Although there are many niche additive technologies, ISO/ASTM 52900:2021 provides a basic classification for the 7 most common types of 3D printing.
In its decades-long history, 3D printing technology has evolved along a variety of paths using different materials and processes. This can make it difficult to keep track of even the most popular (and practically useful) 3D printing technologies, especially with all the acronyms involved. Is that new machine SLA or SLS? What’s the difference?
Fortunately, the ISO/ASTM 52900:2021 standard provides a starting point for any engineer looking to brush up on their additive manufacturing (AM) knowledge. Here are the seven AM process categories it lists, encompassing the majority of 3D printing technologies used today.
1) Binder jetting
The binder jetting process involves selectively depositing a binding agent onto progressive layers of powder.
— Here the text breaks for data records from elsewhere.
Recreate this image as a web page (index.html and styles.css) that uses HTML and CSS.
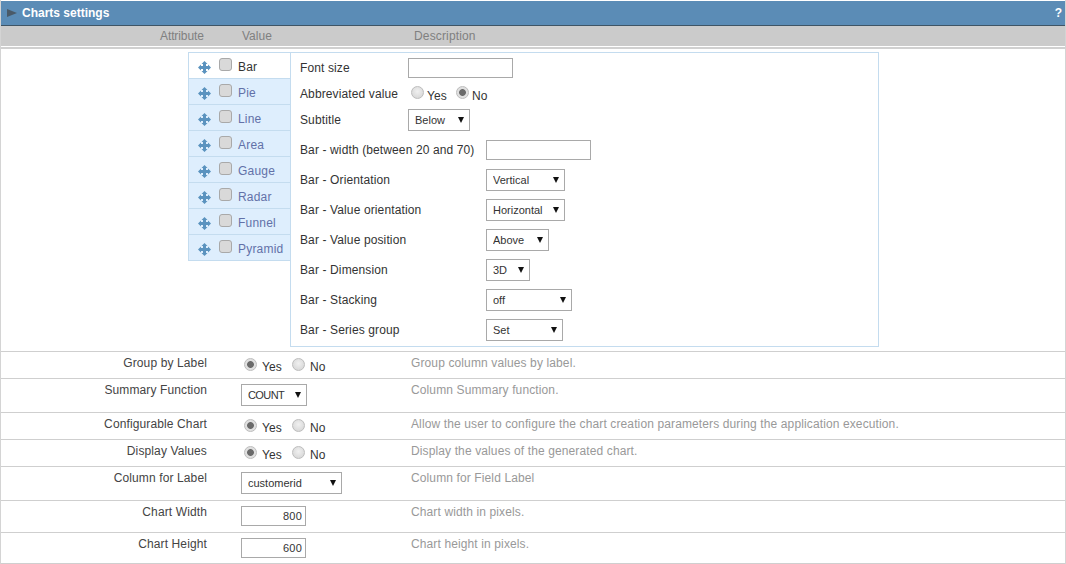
FILE: index.html
```html
<!DOCTYPE html>
<html lang="en">
<head>
<meta charset="utf-8">
<title>Charts settings</title>
<link rel="stylesheet" href="styles.css">
</head>
<body>
<svg class="defs" width="0" height="0" aria-hidden="true">
  <symbol id="move" viewBox="0 0 13 13">
    <path d="M6.5 0 9.5 3H8V5H10V3.5L13 6.5 10 9.5V8H8V10H9.5L6.5 13 3.5 10H5V8H3V9.5L0 6.5 3 3.5V5H5V3H3.5z"/>
  </symbol>
</svg>
<main class="page">
  <header class="titlebar">
    <span class="title"><i class="play"></i>Charts settings</span>
    <span class="help">?</span>
  </header>
  <div class="heads">
    <span class="head-attr">Attribute</span>
    <span class="head-val">Value</span>
    <span class="head-desc">Description</span>
  </div>

  <section class="charts">
    <ul class="tabs">
      <li class="tab active"><svg class="move"><use href="#move"/></svg><input type="checkbox"><span>Bar</span></li>
      <li class="tab"><svg class="move"><use href="#move"/></svg><input type="checkbox"><span>Pie</span></li>
      <li class="tab"><svg class="move"><use href="#move"/></svg><input type="checkbox"><span>Line</span></li>
      <li class="tab"><svg class="move"><use href="#move"/></svg><input type="checkbox"><span>Area</span></li>
      <li class="tab"><svg class="move"><use href="#move"/></svg><input type="checkbox"><span>Gauge</span></li>
      <li class="tab"><svg class="move"><use href="#move"/></svg><input type="checkbox"><span>Radar</span></li>
      <li class="tab"><svg class="move"><use href="#move"/></svg><input type="checkbox"><span>Funnel</span></li>
      <li class="tab"><svg class="move"><use href="#move"/></svg><input type="checkbox"><span>Pyramid</span></li>
    </ul>
    <div class="options">
      <div class="opts-short">
        <div class="opt"><span class="opt-label">Font size</span><input class="text w105" type="text"></div>
        <div class="opt"><span class="opt-label">Abbreviated value</span>
          <span class="radios"><input type="radio" name="abbr"><span class="rtext">Yes</span><input type="radio" name="abbr" checked><span class="rtext">No</span></span></div>
        <div class="opt"><span class="opt-label">Subtitle</span><span class="sel w62"><select><option>Below</option></select></span></div>
      </div>
      <div class="opts-long">
        <div class="opt"><span class="opt-label">Bar - width (between 20 and 70)</span><input class="text w105" type="text"></div>
        <div class="opt"><span class="opt-label">Bar - Orientation</span><span class="sel w79"><select><option>Vertical</option></select></span></div>
        <div class="opt"><span class="opt-label">Bar - Value orientation</span><span class="sel w79"><select><option>Horizontal</option></select></span></div>
        <div class="opt"><span class="opt-label">Bar - Value position</span><span class="sel w63"><select><option>Above</option></select></span></div>
        <div class="opt"><span class="opt-label">Bar - Dimension</span><span class="sel w44"><select><option>3D</option></select></span></div>
        <div class="opt"><span class="opt-label">Bar - Stacking</span><span class="sel w86"><select><option>off</option></select></span></div>
        <div class="opt"><span class="opt-label">Bar - Series group</span><span class="sel w77"><select><option>Set</option></select></span></div>
      </div>
    </div>
  </section>

  <div class="row h27">
    <span class="label">Group by Label</span>
    <span class="radios"><input type="radio" name="g" checked><span class="rtext">Yes</span><input type="radio" name="g"><span class="rtext">No</span></span>
    <span class="desc">Group column values by label.</span>
  </div>
  <div class="row h34">
    <span class="label">Summary Function</span>
    <span class="value"><span class="sel w66 caps"><select><option>COUNT</option></select></span></span>
    <span class="desc">Column Summary function.</span>
  </div>
  <div class="row h27">
    <span class="label">Configurable Chart</span>
    <span class="radios"><input type="radio" name="c" checked><span class="rtext">Yes</span><input type="radio" name="c"><span class="rtext">No</span></span>
    <span class="desc">Allow the user to configure the chart creation parameters during the application execution.</span>
  </div>
  <div class="row h27">
    <span class="label">Display Values</span>
    <span class="radios"><input type="radio" name="d" checked><span class="rtext">Yes</span><input type="radio" name="d"><span class="rtext">No</span></span>
    <span class="desc">Display the values of the generated chart.</span>
  </div>
  <div class="row h34">
    <span class="label">Column for Label</span>
    <span class="value"><span class="sel w101"><select><option>customerid</option></select></span></span>
    <span class="desc">Column for Field Label</span>
  </div>
  <div class="row h32">
    <span class="label">Chart Width</span>
    <span class="value"><input class="text num" type="text" value="800"></span>
    <span class="desc">Chart width in pixels.</span>
  </div>
  <div class="row h32">
    <span class="label">Chart Height</span>
    <span class="value"><input class="text num" type="text" value="600"></span>
    <span class="desc">Chart height in pixels.</span>
  </div>
</main>
</body>
</html>
```
FILE: styles.css
```css
* { box-sizing: border-box; }
html, body { margin: 0; background: #fff; }
body { font: 12px/14px "Liberation Sans", Arial, sans-serif; color: #333; overflow: hidden; }
.defs { position: absolute; }
.page { padding-top: 1px; height: 564px; border-left: 1px solid #d4d4d4; border-right: 1px solid #d4d4d4; }

.titlebar {
  height: 25px; display: flex; justify-content: space-between; align-items: center;
  background: #5b8cb6; border-bottom: 1px solid #3f5566;
  color: #fff; font-weight: bold; padding: 0 3px 0 6px;
}
.title { display: flex; align-items: center; }
.play {
  width: 0; height: 0; margin-right: 5px;
  border-left: 10px solid #4a5a68;
  border-top: 4.5px solid transparent; border-bottom: 4.5px solid transparent;
}
.heads {
  height: 20px; background: #cbcbcb; color: #808080;
  display: flex; align-items: center;
}
.head-attr { margin-left: 159px; width: 82px; letter-spacing: -.1px; }
.head-val { width: 172px; }
.head-desc { letter-spacing: .15px; }

.charts {
  border-top: 2px solid #d0d0d0; margin-top: 1px;
  height: 304px; padding: 3px 0 0 187px;
  display: flex; align-items: flex-start;
}
.tabs {
  list-style: none; margin: 0; padding: 0; width: 102px;
  border: 1px solid #c4dcef; border-right: 0;
}
.tab {
  height: 26px; display: flex; align-items: center; padding-left: 9px;
  background: #deeefd; color: #6271a8; border-top: 1px solid #c4dcef;
}
.tab:first-child { border-top: 0; height: 25px; }
.tab.active { background: #fff; color: #333; }
.move { width: 13px; height: 13px; fill: #5b93bf; flex: none; margin-top: 3px; }
.tab input {
  appearance: none; width: 13px; height: 13px; margin: -2px 6px 0 8px; flex: none;
  background: #d9d9d9; border: 1px solid #a9a9a9; border-radius: 3px;
}
.tab span { letter-spacing: .2px; padding-top: 2px; }

.options {
  width: 589px; height: 295px; border: 1px solid #c4dcef; padding: 2px 0 0 9px;
  letter-spacing: .12px;
}
.opts-short .opt { height: 26px; display: flex; align-items: center; }
.opts-short .opt-label { width: 108px; }
.opts-short .radios { margin-left: 3px; }
.opts-short .radios input { margin-right: 3px; }
.opts-short .rtext { margin-right: 8px; margin-top: 3px; }
.opts-long { margin-top: 2px; }
.opts-long .opt { height: 30px; display: flex; align-items: center; }
.opts-long .opt-label { width: 186px; }

.row {
  display: grid; grid-template-columns: 206px 170px 1fr; align-items: start;
  border-top: 1px solid #cfcfcf;
  letter-spacing: .12px;
}
.page > .row:last-child { border-bottom: 1px solid #cfcfcf; }
.h27 { height: 27px; } .h34 { height: 34px; } .h32 { height: 32px; }
.label { text-align: right; padding-top: 4px; color: #444; }
.row > .radios { margin-left: 37px; padding-top: 6px; }
.row > .value { margin-left: 34px; padding-top: 5px; display: flex; }
.desc { color: #999; padding: 4px 0 0 34px; }

.radios { display: inline-flex; align-items: center; }
.radios input {
  appearance: none; width: 13px; height: 13px; margin: -4px 5px 0 0; flex: none;
  border-radius: 50%; background: radial-gradient(circle at 50% 40%, #f0f0f0, #d2d2d2); border: 1px solid #bdbdbd;
}
.radios input:checked { background: radial-gradient(circle, #6a6a6a 0 3px, #e0e0e0 3.8px); }
.rtext { margin: 2px 9px 0 0; width: 21px; }
.rtext:last-child { margin-right: 0; }

.text {
  height: 20px; border: 1px solid #a9a9a9; background: #fff; padding: 0 3px;
  font: 12px "Liberation Sans", Arial, sans-serif; color: #333; border-radius: 0; outline: 0;
}
.w105 { width: 105px; }
.num { width: 65px; text-align: right; font-size: 11px; letter-spacing: .2px; padding: 0 3px 0 0; }

.sel { display: inline-block; position: relative; height: 22px; }
.sel::after {
  content: ""; position: absolute; right: 6px; top: 8px; width: 0; height: 0;
  border-top: 6px solid #111; border-left: 3.5px solid transparent; border-right: 3.5px solid transparent;
}
.sel select {
  appearance: none; width: 100%; height: 100%; border: 1px solid #a9a9a9; border-radius: 0;
  background: #fff; padding: 0 0 0 6px; color: #333;
  font: 11px "Liberation Sans", Arial, sans-serif;
}
.caps select { letter-spacing: -.6px; }
.w44 { width: 44px; } .w62 { width: 62px; } .w63 { width: 63px; } .w66 { width: 66px; }
.w77 { width: 77px; } .w79 { width: 79px; } .w86 { width: 86px; } .w101 { width: 101px; }
```
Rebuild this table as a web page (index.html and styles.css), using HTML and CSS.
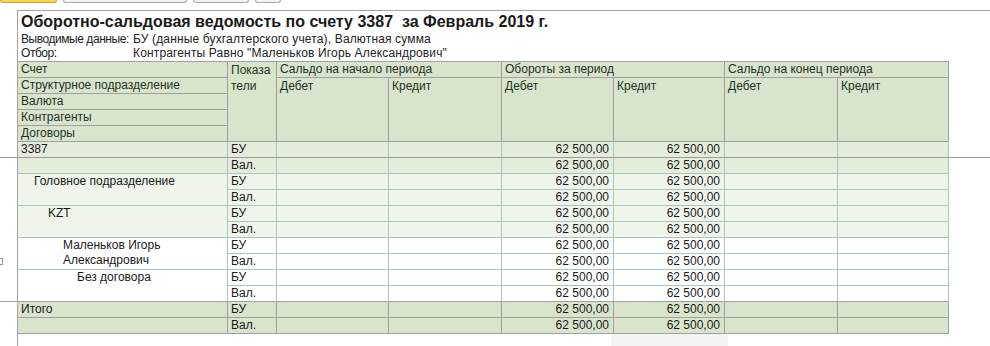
FILE: index.html
```html
<!DOCTYPE html>
<html lang="ru">
<head>
<meta charset="utf-8">
<title>Оборотно-сальдовая ведомость</title>
<link rel="stylesheet" href="styles.css">
</head>
<body>
<div class="toolbar">
  <span class="btn btn-yellow"></span>
  <span class="btn btn-w1"></span>
  <span class="btn btn-w2"></span>
  <span class="btn btn-w3"></span>
</div>
<div class="sheet">
  <div class="freeze-line"></div>
  <div class="group-line"></div>
  <div class="group-box"></div>
  <h1 class="title">Оборотно-сальдовая ведомость по счету 3387&nbsp; за Февраль 2019 г.</h1>
  <div class="info">
    <span class="lbl">Выводимые данные:</span><span class="val">БУ (данные бухгалтерского учета), Валютная сумма</span>
    <span class="lbl">Отбор:</span><span class="val">Контрагенты Равно "Маленьков Игорь Александрович"</span>
  </div>
  <table class="report">
    <colgroup>
      <col class="c1"><col class="c2"><col class="c3"><col class="c4"><col class="c5"><col class="c6"><col class="c7"><col class="c8">
    </colgroup>
    <tbody>
      <tr class="h">
        <td>Счет</td>
        <td rowspan="5">Показа<br>тели</td>
        <td colspan="2">Сальдо на начало периода</td>
        <td colspan="2">Обороты за период</td>
        <td colspan="2">Сальдо на конец периода</td>
      </tr>
      <tr class="h">
        <td>Структурное подразделение</td>
        <td rowspan="4">Дебет</td><td rowspan="4">Кредит</td>
        <td rowspan="4">Дебет</td><td rowspan="4">Кредит</td>
        <td rowspan="4">Дебет</td><td rowspan="4">Кредит</td>
      </tr>
      <tr class="h"><td>Валюта</td></tr>
      <tr class="h"><td>Контрагенты</td></tr>
      <tr class="h hl"><td>Договоры</td></tr>

      <tr class="g1">
        <td class="l0">3387</td><td>БУ</td><td></td><td></td><td class="n">62 500,00</td><td class="n">62 500,00</td><td></td><td></td>
      </tr>
      <tr class="g1">
        <td></td><td>Вал.</td><td></td><td></td><td class="n">62 500,00</td><td class="n">62 500,00</td><td></td><td></td>
      </tr>

      <tr class="g2">
        <td rowspan="2" class="l1">Головное подразделение</td><td>БУ</td><td></td><td></td><td class="n">62 500,00</td><td class="n">62 500,00</td><td></td><td></td>
      </tr>
      <tr class="g2">
        <td>Вал.</td><td></td><td></td><td class="n">62 500,00</td><td class="n">62 500,00</td><td></td><td></td>
      </tr>

      <tr class="g2">
        <td rowspan="2" class="l2">KZT</td><td>БУ</td><td></td><td></td><td class="n">62 500,00</td><td class="n">62 500,00</td><td></td><td></td>
      </tr>
      <tr class="g2">
        <td>Вал.</td><td></td><td></td><td class="n">62 500,00</td><td class="n">62 500,00</td><td></td><td></td>
      </tr>

      <tr class="g3">
        <td rowspan="2" class="l3">Маленьков Игорь Александрович</td><td>БУ</td><td></td><td></td><td class="n">62 500,00</td><td class="n">62 500,00</td><td></td><td></td>
      </tr>
      <tr class="g3">
        <td>Вал.</td><td></td><td></td><td class="n">62 500,00</td><td class="n">62 500,00</td><td></td><td></td>
      </tr>

      <tr class="g3">
        <td rowspan="2" class="l4 gb">Без договора</td><td>БУ</td><td></td><td></td><td class="n">62 500,00</td><td class="n">62 500,00</td><td></td><td></td>
      </tr>
      <tr class="g3 gbrow">
        <td>Вал.</td><td></td><td></td><td class="n">62 500,00</td><td class="n">62 500,00</td><td></td><td></td>
      </tr>

      <tr class="tot">
        <td class="l0">Итого</td><td>БУ</td><td></td><td></td><td class="n">62 500,00</td><td class="n">62 500,00</td><td></td><td></td>
      </tr>
      <tr class="tot">
        <td></td><td>Вал.</td><td></td><td></td><td class="n">62 500,00</td><td class="n">62 500,00</td><td></td><td></td>
      </tr>

      <tr class="tail">
        <td></td><td></td><td></td><td></td><td></td><td class="sel"><div class="selbox"></div></td><td></td><td></td>
      </tr>
    </tbody>
  </table>
</div>
</body>
</html>
```
FILE: styles.css
```css
html, body {
  margin: 0;
  padding: 0;
  background: #ffffff;
  overflow: hidden;
}
body {
  font-family: "Liberation Sans", Arial, sans-serif;
  font-size: 12px;
  color: #1a1a1a;
  width: 990px;
  height: 346px;
}

/* toolbar remnants at the very top */
.toolbar {
  display: flex;
  height: 3px;
  overflow: hidden;
}
.btn {
  display: block;
  height: 2px;
  border: 1px solid #a9a9a9;
  border-top: none;
  border-radius: 0 0 3px 3px;
  background: #f2f2f2;
}
.btn-yellow {
  width: 55px;
  background: #f7d54a;
  border-color: #c9a43a;
}
.btn-w1 { width: 122px; margin-left: 6px; }
.btn-w2 { width: 54px; margin-left: 6px; }
.btn-w3 { width: 24px; margin-left: 6px; }

/* spreadsheet document frame */
.sheet {
  position: relative;
  margin-top: 7px;
  margin-left: 17px;
  border-top: 1px solid #a3a3a3;
  border-left: 1px solid #a3a3a3;
  height: 335px;
}
.freeze-line {
  position: absolute;
  left: -18px;
  right: 0;
  top: 146px;
  height: 1px;
  background: #9c9c9c;
  z-index: 2;
}
.group-line {
  position: absolute;
  left: -18px;
  width: 18px;
  top: 290px;
  height: 1px;
  background: #a3a3a3;
}
.group-box {
  position: absolute;
  left: -22px;
  top: 247px;
  width: 5px;
  height: 5px;
  border: 1px solid #9a9a9a;
  background: #fff;
}

.title {
  margin: 1px 0 0 0;
  padding-left: 3px;
  font-size: 16px;
  line-height: 20px;
  font-weight: bold;
  color: #1a1a1a;
  white-space: nowrap;
}

.info {
  display: grid;
  grid-template-columns: 112px auto;
  padding-left: 3px;
  line-height: 14px;
  color: #222;
  white-space: nowrap;
}
.info .lbl { letter-spacing: -0.45px; }
.info .val { letter-spacing: 0.15px; }

/* report table */
.report {
  margin-top: 1px;
  width: 931px;
  table-layout: fixed;
  border-collapse: separate;
  border-spacing: 0;
  border-top: 1px solid #a0a0a0;
}
.c1 { width: 210px; }
.c2 { width: 49px; }
.c3 { width: 112px; }
.c4 { width: 113px; }
.c5 { width: 112px; }
.c6 { width: 111px; }
.c7 { width: 113px; }
.c8 { width: 111px; }

.report td {
  box-sizing: border-box;
  height: 16px;
  padding: 0 3px;
  line-height: 15px;
  vertical-align: top;
  white-space: nowrap;
  overflow: hidden;
  border-right: 1px solid #a8c7ba;
  border-bottom: 1px solid #a8c7ba;
}

.h td {
  background: #d8e4cc;
  border-color: #a0a0a0;
  color: #1f3327;
}
.h td[rowspan] { line-height: 16px; white-space: normal; }

.g1 td { background: #e4eddb; }
.g2 td { background: #eff5ea; }
.g3 td { background: #ffffff; }
.tot td {
  background: #d8e4cc;
  border-color: #a0a0a0;
}
.gbrow td, td.gb { border-bottom-color: #a0a0a0; }

.report td.n { text-align: right; padding-right: 4px; }
.report td.l0 { padding-left: 3px; }
.report td.l1 { padding-left: 16px; }
.report td.l2 { padding-left: 30px; }
.report td.l3 { padding-left: 45px; white-space: normal; }
.report td.l4 { padding-left: 59px; }

.report .tail td {
  border: none;
  background: transparent;
  height: 12px;
  padding: 0;
  overflow: visible;
}
.selbox {
  margin: 0 -3px;
  height: 12px;
  background: #f4f4f4;
}
```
Powdered materials include polymers, ceramics and metals. While binder jetting is fast and scalable, the mechanical properties of parts made with binder jetting tend to vary by post-processing technique. Some of the largest providers of binder jetting systems today include Desktop Metal, ExOne and Voxeljet.
2) Directed energy deposition (DED)
Also known as laser-engineered net shaping (LENS) or direct metal deposition (DMD), directed energy deposition focuses thermal energy to melt and deposit material onto a substrate, one layer at a time. Useful for producing large parts with complex geometries, DED is most often applied to metals but also works with ceramics and composites. Commercially available DED systems include Optomec’s Lens 3D printers, DMG Mori’s Lasertec Series and Trumpf’s TruPrint Series.
3) Material extrusion
More commonly known as fused filament fabrication (FFF) or fused deposition modeling (FDM), material extrusion involves selectively dispensing material through a nozzle or orifice. It’s widely used for prototyping and rapid tooling due to its low cost and ease of use. While there are many commercially available extrusion 3D printers, Ultimaker, Prusa and LulzBot are all well-established suppliers with good reputations for engineering applications.
4) Material jetting
Similar to inkjet printing, this process selectively deposits droplets of a feedstock material, such as photopolymer resins or wax. In the former case, the materials are cured using ultraviolet light at each layer. One advantage of material jetting is that it allows for simultaneous deposition of multiple materials, enabling the creation of multicolor or multi-material parts. Stratasys, 3D Systems and Mimaki each offer material jetting systems capable of multicolor, multi-material 3D prints.
5) Powder bed fusion (PBF)
In powder bed fusion a laser or electron beam selectively fuses regions of a powder bed. The process requires a controlled environment, typically involving the use of argon or nitrogen to prevent oxidation of metal powders. Within the broader category of PBF, there are several more specific techniques, such as selective laser sintering (SLS) and selective laser melting (SLM). Commercially available PBF 3D printers include the EOS M 290 and Renishaw’s RenAM 500 series.
6) Sheet lamination
Sheet lamination involves bonding thin sheets of material to form parts. This means that, rather than using a filament, powder or liquid feedstock, sheet lamination uses pre-cut sheets of material, typically paper, plastic or metal, 100-500 microns thick. The bonding techniques used to adhere the layers include chemical adhesion, thermal bonding and ultrasonic welding. Sheet lamination has the advantages of being low cost and easy to use but its parts tend to have low resolution and mechanical strength. Examples of sheet lamination 3D printers include the Mcor ARKe and Fabrisonic’s SonicLayer machines.
7) Vat photopolymerization
Probably the second-most popular form of 3D printing, vat photopolymerization is a process in which a liquid photopolymer is selectively cured by targeted light. There are two main techniques: stereolithography (SLA) and digital light processing (DLP). SLA parts typically have smoother surfaces than DLP parts, and SLA printers can have larger build volumes without sacrificing resolution. In contrast, DLP printers are generally less expensive than SLA machines. DLP is also faster, because it polymerizes an entire layer at once, whereas SLA must repeatedly trace a single, narrow laser across the part. The Formlabs Form 3+ is one example of a commercially available SLA 3D printer and the Etec Xtreme 8K is an example of a production-scale DLP 3D printer.
Other 3D Printing Processes
The 3D printing processes covered under ISO/ASTM 52900:2021 encompass the vast majority of 3D printing applications in use today. However, there are some specialized forms of 3D printing not included in the list above. These include bioprinting, which often adapts extrusion- or inkjet-based printing techniques; concrete printing; and the selective thermoplastic electrophotographic process (STEP). There’s also hybrid manufacturing, which combines DED or wire arc additive manufacturing (WAAM) with more conventional manufacturing processes, such as 5-axis machining.